Barratt Developments (Green), Berkeley Group (Blue), Bovis Homes (Red) and the FTSE 100 (Black)
Despite the positive flow of news and a stellar performance from the shares, we do not believe that BDEV will be immune from the impact of a slowdown in mortgage lending. This is given that 50% of growth in new reservations over the most recent reporting period has been attributable to the government’s Help to Buy programme, while 70% of all sales can be attributed to some form of assistance mechanism.
As a result, our view when taking the external environment into account is that Barratt will face significant challenges in delivering the growth which is currently priced into its shares. Currently trading on a multiple of 25.34 X 2013 earnings, they are far from cheap and in our opinion, this valuation does not accurately reflect the risks attached to home builder shares at present, or the future growth prospects of the industry.
For these reasons we assign a negative outlook to BDEV shares. Our current estimates see any corrective moves to the upside capped at 396.00, for shares currently trading at 374.00 pence as of the time of writing. This is while our medium term price target, at 325.00 pence per share, implies a downward leg of just under 13% over the months ahead.
Barratt Developments Plc
Berkeley Group Holdings Plc (BKGH.L)
Like many of the house builders, Berkeley Group Holdings Plc (BKGH) has enjoyed a run of stellar performance from both an operational perspective as well as in relation to share price returns over the last 18 months.
While the group is yet to release full year results to cover the May 2013 – April 2014 year, first half numbers released late in 2013 did indicate that the group had gotten off to a good start. However, the shares have recently sold off, in line with the wider house building sector, out of fears that rising rates could slow the uptake of new mortgages and concerns that the government’s Help to Buy programme will be scaled back just after its extension through 2020 has been announced.
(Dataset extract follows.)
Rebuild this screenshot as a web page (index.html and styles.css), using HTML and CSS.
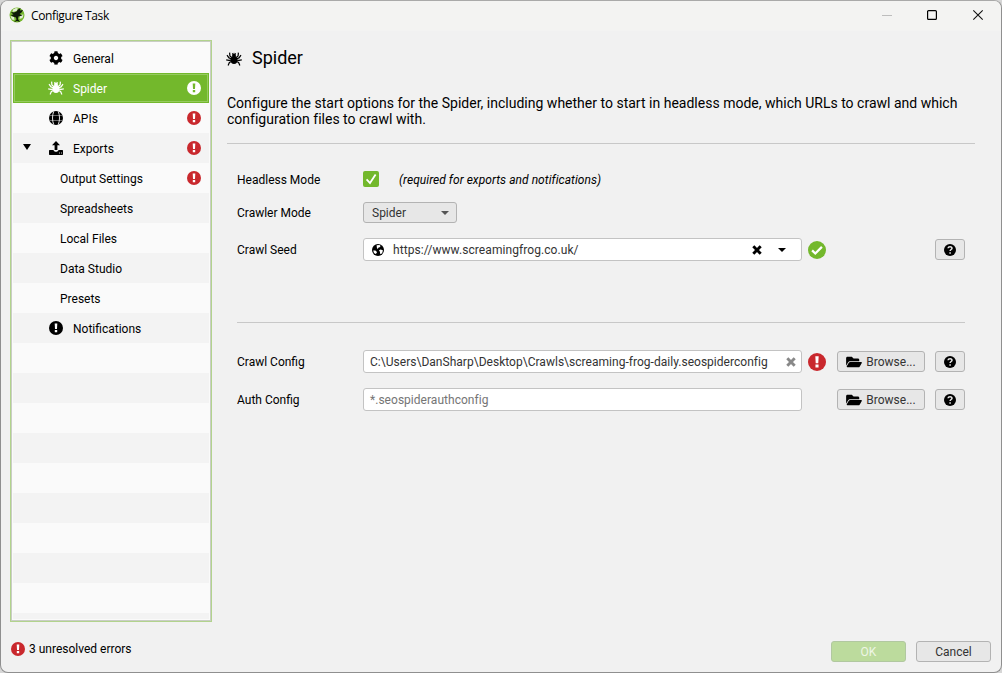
FILE: index.html
```html
<!DOCTYPE html>
<html lang="en">
<head>
<meta charset="utf-8">
<title>Configure Task</title>
<link rel="stylesheet" href="styles.css">
</head>
<body>
<svg class="defs" aria-hidden="true">
  <symbol id="cog" viewBox="0 0 512 512"><path d="M487.4 315.7l-42.6-24.6c4.3-23.2 4.3-47 0-70.2l42.6-24.6c4.9-2.8 7.1-8.6 5.5-14-11.1-35.6-30-67.8-54.7-94.6-3.8-4.1-10-5.1-14.8-2.3L380.8 110c-17.9-15.4-38.5-27.3-60.8-35.1V25.8c0-5.6-3.9-10.5-9.4-11.7-36.7-8.2-74.3-7.8-109.2 0-5.5 1.2-9.4 6.1-9.4 11.7V75c-22.2 7.9-42.8 19.8-60.8 35.1L88.7 85.5c-4.9-2.8-11-1.9-14.8 2.3-24.7 26.7-43.6 58.9-54.7 94.6-1.7 5.4.6 11.2 5.5 14L67.3 221c-4.3 23.2-4.3 47 0 70.2l-42.6 24.6c-4.9 2.8-7.1 8.6-5.5 14 11.1 35.6 30 67.8 54.7 94.6 3.8 4.1 10 5.1 14.8 2.3l42.6-24.6c17.9 15.4 38.5 27.3 60.8 35.1v49.2c0 5.6 3.9 10.5 9.4 11.7 36.7 8.2 74.3 7.8 109.2 0 5.500-1.200 9.400-6.100 9.400-11.700v-49.200c22.200-7.900 42.800-19.800 60.800-35.100l42.600 24.600c4.900 2.800 11 1.900 14.800-2.300 24.700-26.700 43.600-58.900 54.700-94.600 1.500-5.500-.7-11.300-5.600-14.100zM256 336c-44.100 0-80-35.900-80-80s35.900-80 80-80 80 35.900 80 80-35.900 80-80 80z"/></symbol>
  <symbol id="spider" viewBox="0 0 16 14"><ellipse cx="8" cy="8" rx="3.400" ry="3.900"/><circle cx="8" cy="3.700" r="1.900"/><path d="M7.200 3 6.700 1M8.800 3 9.300 1M6 5.600 3.900 3.900 3.600.6M10 5.600l2.100-1.700.3-3.300M6 7 3 5.900 1 3.200M10 7l3-1.100 2-2.700M6 8.100 3 8.300.2 7.900M10 8.100l3 .2 2.800-.4M6 9.300 3.400 10.500l-1.300 3M10 9.300l2.600 1.200 1.300 3" fill="none" stroke="currentColor" stroke-width="1.200"/></symbol>
  <symbol id="globe" viewBox="0 0 14 14"><circle cx="7" cy="7" r="7"/><path d="M4.700.4C3.100 4.600 3.100 9.400 4.700 13.600M9.300.4c1.600 4.200 1.600 9 0 13.200" fill="none" stroke="#f9f9f9" stroke-width=".9"/><path d="M.6 4.500h12.800M.6 9.500h12.800" stroke="#f9f9f9" stroke-width=".4"/></symbol>
  <symbol id="earth" viewBox="0 0 12 12"><circle cx="6" cy="6" r="6"/><path d="M4.600 1.200 7.500 1.100 8.600 2 7.700 3.200 6.600 3.500 5.800 4.700 5 4.400zM1.200 6.400 3.400 6.600 5 7.900 4.500 9.200 3.300 9.900 1.900 8.700zM7 6.200 8.600 5.400 10.900 6.300 10.400 8.500 9 10.200 8 9.600 8 8z" fill="#fff"/></symbol>
  <symbol id="upload" viewBox="0 0 14 14"><path d="M7 0l4 4.200H8.400V9H5.600V4.200H3zM.7 9h3.800c.2 1.200 1.200 1.800 2.500 1.800S9.300 10.200 9.500 9h3.800q.7 0 .7.700v3.600q0 .7-.7.700H.7q-.7 0-.7-.7V9.700Q0 9 .7 9z"/><path d="M10 12h1M12 12h1" stroke="#f4f4f4" stroke-width=".8"/></symbol>
  <symbol id="warn" viewBox="0 0 14 14"><circle cx="7" cy="7" r="7"/><path class="mark" d="M5.700 2.600h2.600L8 8H6zM5.800 9h2.400v2.200H5.800z"/></symbol>
  <symbol id="ok" viewBox="0 0 18 18"><circle cx="9" cy="9" r="9"/><path d="M4.100 9.400 7.300 12.500 13.900 5.900" fill="none" stroke="#fff" stroke-width="2.300"/></symbol>
  <symbol id="help" viewBox="0 0 12 12"><circle cx="6" cy="6" r="6"/><path d="M4 4.300C4.200 2.200 8 2.100 8 4.300 8 5.500 6.100 5.600 6.100 7.100M6.100 8.200v1.500" fill="none" stroke="#e9e9e9" stroke-width="1.500"/></symbol>
  <symbol id="folder" viewBox="0 0 576 512"><path d="M572.700 292.100 500.300 416.200A64 64 0 0 1 445 448H45c-18.500 0-30-20.100-20.700-36.100l72.400-124.200A64 64 0 0 1 152 256h400c18.500 0 30 20.100 20.700 36.100zM152 224h328v-48c0-26.500-21.500-48-48-48H272l-64-64H48C21.500 64 0 85.500 0 112v278l69.100-118.400C86.200 242.200 118 224 152 224z"/></symbol>
  <symbol id="cross" viewBox="0 0 10 10"><path d="M1.300 1.300 8.700 8.700M8.700 1.300 1.300 8.700" stroke="currentColor" stroke-width="2.900"/></symbol>
  <symbol id="down" viewBox="0 0 8 4" preserveAspectRatio="none"><path d="M0 0h8L4 4z"/></symbol>
</svg>
<div class="window">
  <header class="titlebar">
    <svg class="logo" viewBox="0 0 16 16"><circle cx="8" cy="8" r="7.500" fill="#76b72e"/><path d="M4 2.500 7 1 9 1.500 7.500 4 3.500 5zM1.500 9 5 10 5.500 13 3 12.500zM11 8 14.500 7.500 13.500 11 10.500 12z" fill="#e3eed6"/><path d="M1.800 5 5 5.500 7.500 4.500 9 2.500 11.500 1 11 3.500 14 3 12.500 5.500 10.500 7 13.500 8.500 9.500 9.500 9 12 11 15 8 14 5 15.200 7.500 12.500 7 10.500 4 9.500 1.500 8 4.500 7.500z" fill="#0d1a08"/></svg>
    <span class="caption">Configure Task</span>
    <svg class="controls" viewBox="0 0 104 12"><path d="M0 6.500h10" stroke="#bdbdbd"/><rect x="45.600" y="1.600" width="8.800" height="8.800" rx="1" fill="none" stroke="#000" stroke-width="1.200"/><path d="M91.300 1.300l9.400 9.400M100.700 1.300l-9.400 9.400" stroke="#111" stroke-width="1.100"/></svg>
  </header>
  <div class="body">
    <nav class="tree">
      <div class="item"><svg class="icon"><use href="#cog"/></svg><span>General</span></div>
      <div class="item selected"><svg class="icon spider"><use href="#spider"/></svg><span>Spider</span><svg class="state"><use href="#warn"/></svg></div>
      <div class="item"><svg class="icon"><use href="#globe"/></svg><span>APIs</span><svg class="state"><use href="#warn"/></svg></div>
      <div class="item parent"><svg class="expander"><use href="#down"/></svg><svg class="icon"><use href="#upload"/></svg><span>Exports</span><svg class="state"><use href="#warn"/></svg></div>
      <div class="item child"><span>Output Settings</span><svg class="state"><use href="#warn"/></svg></div>
      <div class="item child"><span>Spreadsheets</span></div>
      <div class="item child"><span>Local Files</span></div>
      <div class="item child"><span>Data Studio</span></div>
      <div class="item child"><span>Presets</span></div>
      <div class="item"><svg class="icon"><use href="#warn"/></svg><span>Notifications</span></div>
    </nav>
    <main class="panel">
      <h1 class="heading"><svg class="heading-icon"><use href="#spider"/></svg><span>Spider</span></h1>
      <p class="intro">Configure the start options for the Spider, including whether to start in headless mode, which URLs to crawl and which<br>configuration files to crawl with.</p>
      <section class="group">
        <div class="row row-check"><label class="label">Headless Mode</label><svg class="checkbox" viewBox="0 0 16 16"><rect width="16" height="16" rx="2" fill="#73b82c"/><path d="M3.600 8.300 7 12 12.600 3.600" fill="none" stroke="#fff" stroke-width="1.800"/></svg><em class="note">(required for exports and notifications)</em></div>
        <div class="row row-select"><label class="label">Crawler Mode</label><div class="select"><span>Spider</span><svg class="caret"><use href="#down"/></svg></div></div>
        <div class="row"><label class="label">Crawl Seed</label><div class="field seed"><svg class="small"><use href="#earth"/></svg><span class="value url">https://www.screamingfrog.co.uk/</span><svg class="clear"><use href="#cross"/></svg><svg class="caret black"><use href="#down"/></svg></div><svg class="result valid"><use href="#ok"/></svg><button class="button help"><svg class="small"><use href="#help"/></svg></button></div>
      </section>
      <section class="group config">
        <div class="row"><label class="label">Crawl Config</label><div class="field"><span class="value path">C:\Users\DanSharp\Desktop\Crawls\screaming-frog-daily.seospiderconfig</span><svg class="clear gray"><use href="#cross"/></svg></div><svg class="result error"><use href="#warn"/></svg><button class="button browse"><svg class="folder"><use href="#folder"/></svg><span>Browse...</span></button><button class="button help"><svg class="small"><use href="#help"/></svg></button></div>
        <div class="row"><label class="label">Auth Config</label><div class="field"><span class="placeholder">*.seospiderauthconfig</span></div><button class="button browse"><svg class="folder"><use href="#folder"/></svg><span>Browse...</span></button><button class="button help"><svg class="small"><use href="#help"/></svg></button></div>
      </section>
    </main>
  </div>
  <footer class="footer">
    <div class="errors"><svg class="state"><use href="#warn"/></svg><span>3 unresolved errors</span></div>
    <div class="actions"><button class="button action primary" disabled>OK</button><button class="button action">Cancel</button></div>
  </footer>
</div>
</body>
</html>
```
FILE: styles.css
```css
* { box-sizing: border-box; }
body { margin: 0; background: #d6d6d6; font: 12px/16px Roboto, "Liberation Sans", sans-serif; color: #000; }
svg { display: block; flex: none; fill: currentColor; }
.defs { position: absolute; width: 0; height: 0; }
.mark { fill: var(--mark, #fff); }
.window { display: flex; flex-direction: column; width: 1002px; height: 673px; border: 1px solid #8f8f8f; border-top-color: #a9a9a9; border-radius: 8px; background: #f1f1f1; overflow: hidden; }

.titlebar { display: flex; align-items: center; height: 30px; padding: 0 15px 2px 8px; background: #f3f3f2; flex: none; }
.logo { width: 16px; height: 16px; }
.caption { margin: 2px 0 0 6px; font: 12px/16px "Open Sans", sans-serif; letter-spacing: -.38px; }
.controls { width: 104px; height: 12px; margin-left: auto; margin-top: -1px; }

.body { display: flex; height: 591px; flex: none; padding: 9px 26px 0 9px; }
.tree { width: 202px; height: 582px; border: 1px solid #b2d38d; box-shadow: inset 0 0 0 1px #c9cdc5; padding: 2px; background: #fafafa; flex: none; position: relative; }
.tree::before { content: ""; position: absolute; inset: 2px; background: repeating-linear-gradient(#fafafa 0 30px, #f3f3f3 30px 60px); }
.item { position: relative; display: flex; align-items: center; height: 30px; padding: 0 8px 0 36px; }
.item span { padding-top: 1px; }
.icon { width: 14px; height: 14px; margin-right: 10px; }
.icon.spider { width: 16px; margin: 0 9px 0 -1px; }
.selected { background: #73b82c; color: #fff; box-shadow: inset 0 0 0 1px #73b82c, inset 0 0 0 2px #96cb5f; }
.state { width: 14px; height: 14px; color: #c9282d; margin-left: auto; }
.selected .state { color: #fff; --mark: #73b82c; }
.child { padding-left: 47px; }
.parent { padding-left: 10px; }
.expander { width: 8px; height: 6px; margin: -3px 18px 0 0; }

.panel { flex: 1; padding-left: 15px; }
.heading { display: flex; align-items: center; height: 22px; margin: 7px 0 0; font-size: 18px; font-weight: 400; }
.heading-icon { width: 16px; height: 14px; margin: 1px 10px 0 -1px; }
.intro { height: 49px; margin: 26px 0 0; border-bottom: 1px solid #c8c8c8; font-size: 14px; line-height: 16px; letter-spacing: .008px; white-space: nowrap; }
.group { margin: 0 10px; padding-top: 24px; }
.config { margin-top: 61px; border-top: 1px solid #c8c8c8; padding-top: 27px; }
.row { display: flex; align-items: center; height: 23px; margin-bottom: 15px; }
.row-check { margin-bottom: 10px; }
.row-select { margin-bottom: 14px; }
.label { width: 126px; flex: none; }
.checkbox { width: 16px; height: 16px; margin-bottom: 1px; }
.note { margin-left: 20px; letter-spacing: .05px; }
.select { display: flex; align-items: center; justify-content: space-between; width: 94px; height: 21px; padding: 0 7px 0 8px; border: 1px solid #b3b3b3; border-radius: 3px; background: #e7e7e7; color: #333; }
.caret { width: 8px; height: 4px; color: #555; }
.caret.black { color: #000; margin: 0 15px 0 16px; }
.field { display: flex; align-items: center; width: 439px; height: 23px; padding-left: 6px; border: 1px solid #c3c3c3; border-radius: 3px; background: #fff; color: #333; flex: none; }
.seed { padding-left: 8px; color: #000; }
.small { width: 12px; height: 12px; }
.url { margin-left: 9px; color: #333; letter-spacing: .07px; }
.path { letter-spacing: .025px; }
.placeholder { color: #757575; letter-spacing: .03px; }
.clear { width: 10px; height: 10px; margin-left: auto; }
.gray { color: #888; margin-right: 5px; }
.result { width: 18px; height: 18px; margin: 0 .5px 0 5.500px; }
.valid { color: #73b82c; }
.error { color: #c9282d; }
.button { display: flex; align-items: center; justify-content: center; height: 21px; padding: 0; border: 1px solid #b3b3b3; border-radius: 3px; background: #e7e7e7; color: #333; font: 12px/16px Roboto, sans-serif; }
.help { width: 30px; color: #000; margin-left: auto; }
.browse { width: 88px; margin-left: 11px; }
.field + .browse { margin-left: 35px; }
.folder { width: 16px; height: 14px; color: #000; margin-right: 4px; }

.footer { display: flex; justify-content: space-between; padding: 19px 10px 0; }
.errors { display: flex; align-items: center; height: 16px; gap: 4px; }
.actions { display: flex; gap: 10px; }
.action { width: 75px; }
.primary { background: #bcdb9d; border-color: #b1c8a0; color: #eef6e5; }
```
In addition to this, with almost an exclusive focus upon London, sentiment toward the shares has worsened due to uncertainties surrounding tax laws, high value properties and foreign investors. Despite this, there are positives for Berkeley group and although our tone toward the home builder sector as a whole is resolutely bearish at present, BKGH is an exception.
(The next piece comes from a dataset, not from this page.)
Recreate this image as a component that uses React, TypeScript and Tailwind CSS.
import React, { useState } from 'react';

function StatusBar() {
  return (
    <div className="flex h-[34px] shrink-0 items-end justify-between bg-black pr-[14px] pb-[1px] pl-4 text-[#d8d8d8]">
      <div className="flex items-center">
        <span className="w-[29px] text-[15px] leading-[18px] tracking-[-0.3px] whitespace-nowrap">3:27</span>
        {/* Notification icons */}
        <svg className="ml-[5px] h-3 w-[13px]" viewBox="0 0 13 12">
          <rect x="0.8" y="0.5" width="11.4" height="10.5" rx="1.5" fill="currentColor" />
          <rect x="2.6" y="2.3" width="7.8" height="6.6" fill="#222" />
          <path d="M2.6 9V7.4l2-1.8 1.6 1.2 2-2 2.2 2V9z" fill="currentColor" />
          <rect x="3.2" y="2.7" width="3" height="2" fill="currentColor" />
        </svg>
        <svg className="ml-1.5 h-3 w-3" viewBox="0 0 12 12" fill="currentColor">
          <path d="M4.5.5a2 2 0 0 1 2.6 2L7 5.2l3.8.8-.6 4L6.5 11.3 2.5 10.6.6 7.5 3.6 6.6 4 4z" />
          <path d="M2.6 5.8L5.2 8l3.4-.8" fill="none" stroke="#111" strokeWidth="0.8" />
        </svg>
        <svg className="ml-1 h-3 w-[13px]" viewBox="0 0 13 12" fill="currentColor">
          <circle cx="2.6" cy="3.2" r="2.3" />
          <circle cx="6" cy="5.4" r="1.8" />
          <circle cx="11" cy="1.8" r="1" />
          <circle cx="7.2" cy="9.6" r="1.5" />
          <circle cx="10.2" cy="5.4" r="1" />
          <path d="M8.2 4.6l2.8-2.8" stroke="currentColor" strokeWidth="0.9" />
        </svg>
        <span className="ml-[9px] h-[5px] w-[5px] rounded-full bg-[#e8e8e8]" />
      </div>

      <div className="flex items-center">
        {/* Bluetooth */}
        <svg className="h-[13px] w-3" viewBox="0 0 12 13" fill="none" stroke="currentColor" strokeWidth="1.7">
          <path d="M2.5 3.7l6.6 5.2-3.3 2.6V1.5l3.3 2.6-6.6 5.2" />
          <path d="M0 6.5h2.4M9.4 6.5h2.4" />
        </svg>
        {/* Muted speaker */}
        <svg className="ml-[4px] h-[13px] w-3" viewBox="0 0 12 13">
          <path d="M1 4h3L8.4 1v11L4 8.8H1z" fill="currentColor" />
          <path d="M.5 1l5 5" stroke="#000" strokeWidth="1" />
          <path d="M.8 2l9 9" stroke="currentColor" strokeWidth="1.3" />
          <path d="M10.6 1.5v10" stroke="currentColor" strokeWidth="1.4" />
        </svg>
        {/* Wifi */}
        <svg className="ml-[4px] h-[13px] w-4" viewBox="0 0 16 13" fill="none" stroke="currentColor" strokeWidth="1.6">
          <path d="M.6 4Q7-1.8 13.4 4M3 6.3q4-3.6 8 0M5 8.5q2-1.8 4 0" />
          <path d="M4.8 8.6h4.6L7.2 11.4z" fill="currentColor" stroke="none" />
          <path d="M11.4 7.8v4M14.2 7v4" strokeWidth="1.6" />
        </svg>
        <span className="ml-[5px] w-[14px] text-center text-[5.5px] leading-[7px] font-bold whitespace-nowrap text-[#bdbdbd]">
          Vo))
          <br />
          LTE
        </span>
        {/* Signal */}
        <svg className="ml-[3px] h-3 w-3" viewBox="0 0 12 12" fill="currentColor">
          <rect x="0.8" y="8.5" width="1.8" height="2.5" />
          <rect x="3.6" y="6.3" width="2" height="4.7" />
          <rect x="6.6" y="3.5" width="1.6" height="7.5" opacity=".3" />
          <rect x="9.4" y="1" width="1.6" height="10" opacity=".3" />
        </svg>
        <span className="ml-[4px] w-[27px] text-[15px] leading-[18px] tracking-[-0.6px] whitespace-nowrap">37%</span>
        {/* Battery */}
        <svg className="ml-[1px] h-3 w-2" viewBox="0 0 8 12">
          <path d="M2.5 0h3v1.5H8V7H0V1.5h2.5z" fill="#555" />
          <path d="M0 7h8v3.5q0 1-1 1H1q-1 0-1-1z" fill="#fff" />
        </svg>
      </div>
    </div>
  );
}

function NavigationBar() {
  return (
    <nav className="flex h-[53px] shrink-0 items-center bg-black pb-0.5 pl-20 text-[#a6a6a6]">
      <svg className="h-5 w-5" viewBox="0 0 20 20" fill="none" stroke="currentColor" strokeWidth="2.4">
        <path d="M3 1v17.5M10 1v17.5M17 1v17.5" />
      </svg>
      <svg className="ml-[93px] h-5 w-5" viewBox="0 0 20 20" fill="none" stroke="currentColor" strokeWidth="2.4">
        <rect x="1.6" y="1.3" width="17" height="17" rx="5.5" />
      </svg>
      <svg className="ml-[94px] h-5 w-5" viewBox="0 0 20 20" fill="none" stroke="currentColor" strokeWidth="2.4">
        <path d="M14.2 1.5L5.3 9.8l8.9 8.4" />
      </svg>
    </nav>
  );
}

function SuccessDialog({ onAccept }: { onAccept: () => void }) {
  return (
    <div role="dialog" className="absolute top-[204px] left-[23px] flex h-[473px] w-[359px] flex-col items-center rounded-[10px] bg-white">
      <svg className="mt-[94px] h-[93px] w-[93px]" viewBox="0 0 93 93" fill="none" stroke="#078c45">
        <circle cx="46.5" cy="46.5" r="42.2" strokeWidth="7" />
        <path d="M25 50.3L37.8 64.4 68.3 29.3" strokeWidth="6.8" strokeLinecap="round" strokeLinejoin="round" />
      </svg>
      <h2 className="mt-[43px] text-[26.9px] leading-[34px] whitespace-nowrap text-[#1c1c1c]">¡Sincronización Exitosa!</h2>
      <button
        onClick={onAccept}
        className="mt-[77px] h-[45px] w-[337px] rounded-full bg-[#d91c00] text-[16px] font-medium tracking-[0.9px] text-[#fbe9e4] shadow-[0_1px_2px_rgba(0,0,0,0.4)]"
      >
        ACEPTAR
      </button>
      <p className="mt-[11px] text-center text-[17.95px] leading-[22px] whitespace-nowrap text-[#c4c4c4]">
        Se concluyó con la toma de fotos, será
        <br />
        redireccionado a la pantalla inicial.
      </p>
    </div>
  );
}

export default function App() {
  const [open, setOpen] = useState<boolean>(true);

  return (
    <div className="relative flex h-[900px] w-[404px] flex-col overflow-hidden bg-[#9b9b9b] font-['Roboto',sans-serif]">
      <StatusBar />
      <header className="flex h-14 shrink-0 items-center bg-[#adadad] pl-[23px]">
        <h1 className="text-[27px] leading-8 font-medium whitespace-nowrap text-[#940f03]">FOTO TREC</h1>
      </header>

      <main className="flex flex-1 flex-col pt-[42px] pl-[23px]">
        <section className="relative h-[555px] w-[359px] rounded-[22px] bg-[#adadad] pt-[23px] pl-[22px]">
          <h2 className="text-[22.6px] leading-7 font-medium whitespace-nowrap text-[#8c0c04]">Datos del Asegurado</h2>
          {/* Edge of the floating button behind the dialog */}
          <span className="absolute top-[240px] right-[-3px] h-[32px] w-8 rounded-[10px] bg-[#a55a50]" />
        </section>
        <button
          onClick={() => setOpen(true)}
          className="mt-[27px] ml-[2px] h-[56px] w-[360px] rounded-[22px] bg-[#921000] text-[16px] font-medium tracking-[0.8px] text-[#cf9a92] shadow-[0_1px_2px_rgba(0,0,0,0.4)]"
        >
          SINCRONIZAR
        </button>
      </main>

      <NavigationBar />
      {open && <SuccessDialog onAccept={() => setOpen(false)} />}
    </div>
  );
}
Our central view is that even with recent changes to tax laws and an uncertain environment for overseas investors, it is more likely than not that London property will remain a safe haven for foreign nationals who are seeking a safe stable in which they can park funds for the medium to longer term.
In addition to this, we also view the new tax changes surrounding high value properties as likely to form a positive driver of demand in the lower to middle segments of the London market, as many of the tax changes only affect, to any significant degree, properties over the value of £500,000.
These dynamics we expect to support Berkeley Group, even as the downturn in mortgage lending progresses. At the company level, the group has recently reduced its debt pile to nil, while it also has a strong pipeline of projects in prime London locations and an attractive capital return programme in place for shareholders.
The capital return programme has seen the group commit to dividend payments which total 270.00 pence before September 2015, which equates to a yield of 8.5% based upon today’s share price. From a valuation perspective, the group currently trades on a multiple 16.37 X 2013 earnings which compares well against its other industry counterparts, particularly when the group’s exposure to the London market is taken into account.
In short, we like Berkeley Group Holdings Plc over the medium to longer term. The group is set to announce full year results for the 2013 – 2014 year on 18 June, which if past performance is held constant, could drive a recovery in the share price over the near term.
Despite this, the group will remain sensitive to general investor sentiment toward the home builders and as a result, if the wider sector weakens further then there is always the chance that Berkeley Group could fall in tandem. However, we believe that time will see the group standing apart from the crowd when compared with many of its industry counterparts.
In terms of price targets, we do not presently envisage any downside in the shares leading to a break below the 2000.00 pence level throughout the months ahead. This is while on a medium to longer term basis we expect the group to continue to benefit from elevated property prices in the London and strong demand for from both local and international buyers with sufficient wealth and income to weather the new affordability regime in the mortgage market.
As a result, we do not view a return to previous highs in the region of 2,800.00 as outside the realms of opportunity; however, we feel the shares are more likely to stabilise slightly below here, at or around, the 2,637.00 pence level.
Berkeley Group Holdings Plc
Countrywide Plc (CWD.L)
In line with expectations, the positive performance of 2013 has continued into the current period for Countrywide, with strong growth across all segments of the group. The May interim management statement saw the group announce that income rose by 35% on a year on year basis during the opening stages of 2014, with notable contributions from residential lettings and mortgages.
This was while the group also took steps forward at the operational level with continued efforts to capture more residential listings, both nationally and internationally.
“The strong momentum evident in the later stages of 2013 continued into Q1 2014 with very strong growth in revenues and profits achieved across all parts of the Group.” – Interim management statement, 09 May 2014
Despite this, Countrywide remains a quality play on the supply and demand disparity in UK housing; one that in our view is well hedged against the cyclical nature of the market. This is given its significant exposure to residential lettings and London property, which at present accounts for 60% of the group’s underlying earnings.
On a slightly less positive note, management did sound the horn of caution earlier during the month by referencing competition for listings in the estate agency arena, stating that this could put pressure upon fees and overall performance in the division.
We hold a positive view of both the London property market as well as the residential lettings arena, and believe that CWD’s extensive focus in these areas provide it with an attractive differentiation from many of the companies covered previously in this report. With the group lacking the capital intensity of the home builders and avoiding the financial credit risk of the banks; we reiterate our view that it is well hedged against a slowdown in mortgage lending.
In relation to the shares, Q2 2014 has seen them retrace from previous highs in the 700.00 pence region to the current level of 540.25 pence. Now that the property sector seems to be undergoing a unanimous correction, it is possible that the shares will decline further over the months ahead, in line with the wider market, given that no new performance information of any significance is due to be released until October.
In terms of price targets and trading expectations, we see strong support for the shares at the 500.00 pence level and do not envisage a break below here over the near term. This while our previous price target of 735.00 pence remains in place and unchanged.